In other smaller, low prevalence countries in Asia and the Pacific, we are working closely with country representatives to accelerate the target setting process. The response from these countries has been extremely positive.
What are some of the challenges countries are facing in Asia and the Pacific in setting targets?
Harmonizing the target setting process with ongoing planning processes is definitely a challenge. However, I have to say that several countries have been able to overcome this. For example in Nepal, the National Strategic Plan for 2006/7-2010/11 is being developed and will contain quantitative targets for scaling up prevention and treatment towards universal access. India and Pakistan have also incorporated the target setting process in their national planning process.
In the Political Declaration, countries commit to setting the new targets through consultations with all stakeholders involved in the AIDS response, including people living with HIV. Can we see this happening in Asia and the Pacific?
Ensuring the significant contribution of civil society, particularly people living with HIV in the target setting process is another challenge in the region and a critical element of the commitment made in New York.

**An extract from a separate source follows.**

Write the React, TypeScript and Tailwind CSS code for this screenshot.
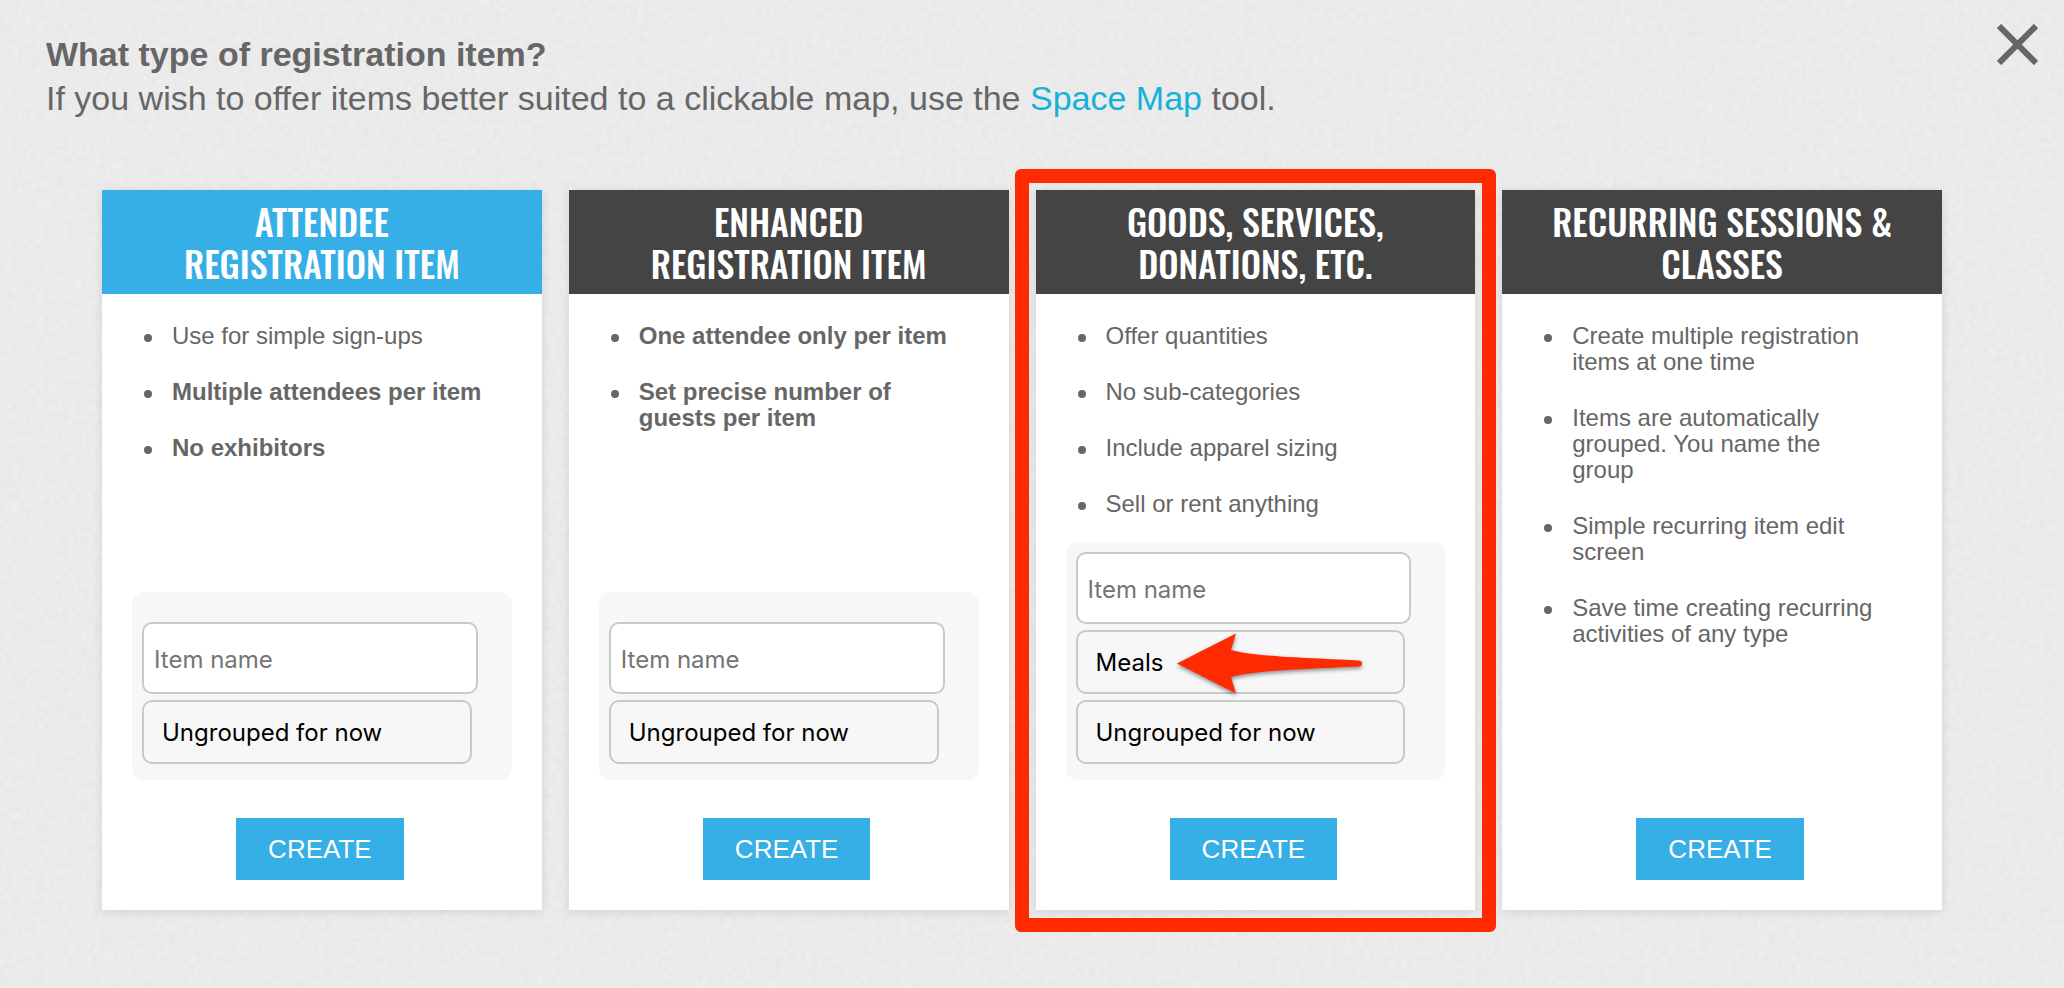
import React from 'react';

type Feature = { text: string; bold?: boolean };

type ItemType = {
  id: string;
  title: string;
  active?: boolean;
  highlighted?: boolean;
  features: Feature[];
  groups: string[];
  hasForm: boolean;
};

const ITEM_TYPES: ItemType[] = [
  {
    id: 'attendee',
    title: 'Attendee\nRegistration Item',
    active: true,
    features: [
      { text: 'Use for simple sign-ups' },
      { text: 'Multiple attendees per item', bold: true },
      { text: 'No exhibitors', bold: true },
    ],
    groups: ['Ungrouped for now'],
    hasForm: true,
  },
  {
    id: 'enhanced',
    title: 'Enhanced\nRegistration Item',
    features: [
      { text: 'One attendee only per item', bold: true },
      { text: 'Set precise number of guests per item', bold: true },
    ],
    groups: ['Ungrouped for now'],
    hasForm: true,
  },
  {
    id: 'goods',
    title: 'Goods, Services,\nDonations, Etc.',
    highlighted: true,
    features: [
      { text: 'Offer quantities' },
      { text: 'No sub-categories' },
      { text: 'Include apparel sizing' },
      { text: 'Sell or rent anything' },
    ],
    groups: ['Meals', 'Ungrouped for now'],
    hasForm: true,
  },
  {
    id: 'recurring',
    title: 'Recurring Sessions &\nClasses',
    features: [
      { text: 'Create multiple registration items at one time' },
      { text: 'Items are automatically grouped. You name the group' },
      { text: 'Simple recurring item edit screen' },
      { text: 'Save time creating recurring activities of any type' },
    ],
    groups: [],
    hasForm: false,
  },
];

function PaperTexture() {
  return (
    <svg className="absolute inset-0 w-full h-full pointer-events-none" aria-hidden="true">
      <filter id="paper" x="0" y="0" width="100%" height="100%" colorInterpolationFilters="sRGB">
        <feTurbulence type="fractalNoise" baseFrequency="0.16" numOctaves="3" seed="4" stitchTiles="stitch" />
        <feColorMatrix
          type="matrix"
          values="0.04 0 0 0 0.9  0.04 0 0 0 0.9  0.04 0 0 0 0.9  0 0 0 0 1"
        />
      </filter>
      <rect width="100%" height="100%" filter="url(#paper)" />
    </svg>
  );
}

function Arrow() {
  return (
    <svg
      className="absolute left-[98px] top-0 w-[192px] h-[68px] pointer-events-none drop-shadow-[0_2px_2px_rgba(0,0,0,0.45)]"
      viewBox="0 0 192 68"
      aria-hidden="true"
    >
      <path
        d="M3 33.500 L62 3.500 L57 20 C78 26 126 28 185 30.500 Q188 31 188 33.500 Q188 36 185 36.500 C126 39 78 41 57 47 L62 63.500 Z"
        fill="#ff2a00"
      />
    </svg>
  );
}

function ItemForm({ item }: { item: ItemType }) {
  return (
    <div
      className={`flex flex-col gap-1.5 rounded-xl bg-[#f7f7f7] pl-2.5 pr-[34px] pb-4 font-[Inter,sans-serif] text-[24px] ${
        item.groups.length > 1 ? 'pt-2.5' : 'pt-[30px]'
      }`}
    >
      <input
        type="text"
        aria-label="Item name"
        placeholder="Item name"
        className="w-full h-[72px] rounded-[10px] border-2 border-[#c9c9c9] bg-white px-2.5 pt-0.5 placeholder:text-[#757575] outline-none"
      />
      {item.groups.map((group) => (
        <div key={group} className="relative mr-1.5">
          <select
            aria-label="Group"
            className="block w-full h-16 appearance-none rounded-[10px] border-2 border-[#c9c9c9] bg-transparent px-[18px] pt-0.5 text-black"
          >
            <option>{group}</option>
          </select>
          {group === 'Meals' && <Arrow />}
        </div>
      ))}
    </div>
  );
}

function ItemCard({ item }: { item: ItemType }) {
  return (
    <section className="relative flex flex-col bg-white shadow-[0_2px_10px_rgba(0,0,0,0.1)]">
      <h2
        className={`py-2.5 text-center uppercase whitespace-pre-line text-white font-medium font-[Oswald,'Liberation_Sans_Narrow','Roboto_Condensed','Liberation_Sans',sans-serif] text-[36px] leading-[42px] ${
          item.active ? 'bg-[#36aee6]' : 'bg-[#444444]'
        }`}
      >
        {item.title}
      </h2>

      <ul className="flex flex-1 flex-col gap-[30px] pt-[29px] pl-[42px] pr-14 text-[24px] leading-[26px] text-[#666666]">
        {item.features.map((feature) => (
          <li key={feature.text} className="flex gap-5">
            <span className="mt-[11px] size-2 shrink-0 rounded-full bg-[#666666]" />
            <span className={feature.bold ? 'font-bold' : ''}>{feature.text}</span>
          </li>
        ))}
      </ul>

      <div className="px-[30px]">{item.hasForm && <ItemForm item={item} />}</div>

      <div className="flex justify-center pt-[38px] pb-[30px] pr-1">
        <button className="h-[62px] bg-[#36aee6] px-8 text-[26px] text-white">CREATE</button>
      </div>

      {item.highlighted && (
        <div className="absolute -inset-x-[21px] -top-[21px] -bottom-[22px] rounded-md border-[14px] border-[#ff2a00] pointer-events-none" />
      )}
    </section>
  );
}

export default function App() {
  return (
    <div className="relative min-h-screen bg-[#eaeaea] font-['Liberation_Sans',Arial,sans-serif]">
      <PaperTexture />
      <main className="relative">
        <header className="flex items-start justify-between pl-[46px] pr-[26px] pt-6">
          <div className="pt-2 text-[34px] leading-[44px] text-[#666666]">
            <h1 className="font-bold">What type of registration item?</h1>
            <p>
              If you wish to offer items better suited to a clickable map, use the{' '}
              <a href="#space-map" className="text-[#14b1d9]">
                Space Map
              </a>{' '}
              tool.
            </p>
          </div>
          <button aria-label="Close">
            <svg className="size-[41px]" viewBox="0 0 41 41" fill="none" aria-hidden="true">
              <path d="M2 2 L39 39 M39 2 L2 39" stroke="#666666" strokeWidth="6" />
            </svg>
          </button>
        </header>

        <div className="grid grid-cols-4 gap-[27px] pt-[70px] pl-[102px] pr-[122px] pb-12">
          {ITEM_TYPES.map((item) => (
            <div key={item.id} className="grid min-h-[720px]">
              <ItemCard item={item} />
            </div>
          ))}
        </div>
      </main>
    </div>
  );
}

While all countries are trying to involve civil society as much as possible, we feel that we can help countries perform better on this aspect.
In August 2005, we organized a civil society forum where more than 40 representatives from regional networks and NGOs working on HIV in the region and national civil society partners met to discuss how they can play a role in the development of national strategic plans and target setting at country level. They made very practical recommendations and proposed a framework for strong and meaningful civil society participation. The framework defines minimum standards for civil society involvement, as well as guidelines on systematic and equitable representation of civil society, including vulnerable groups,  in the official mechanisms, the target setting process, and in developing national strategic and operational plans. This consultation has in fact helped us to finalise and send a list of eight indicative targets, which are specific to countries with low and concentrated epidemics, to all stakeholders including the National AIDS Councils and National programme Mangers for adoption and integration into their national planning process.
They also made recommendations about building the capacity of civil society and developing indicators for monitoring civil society involvement. Many groups need to be informed in more detail about the concept, the implications of the process and what their role is. They also need to be trained to effectively advocate, negotiate and express their concerns and perspectives.
What are the next steps in your region?
It’s important to maintain the current momentum and to strengthen mutual accountability by all partners (this is why we think civil society involvement in scaling up national responses is critical). We are also providing funding and technical support, by engaging the country based UN teams and supporting countries to mobilize resources either internally or with external donors and the Global Fund. While continuing to support countries, we are working now to involve more regional intergovernmental bodies, to ensure that target setting remains on the agenda of regional high level meetings, to jointly address obstacles to scaling up towards universal access, as well as developing strategic information for advocacy purposes.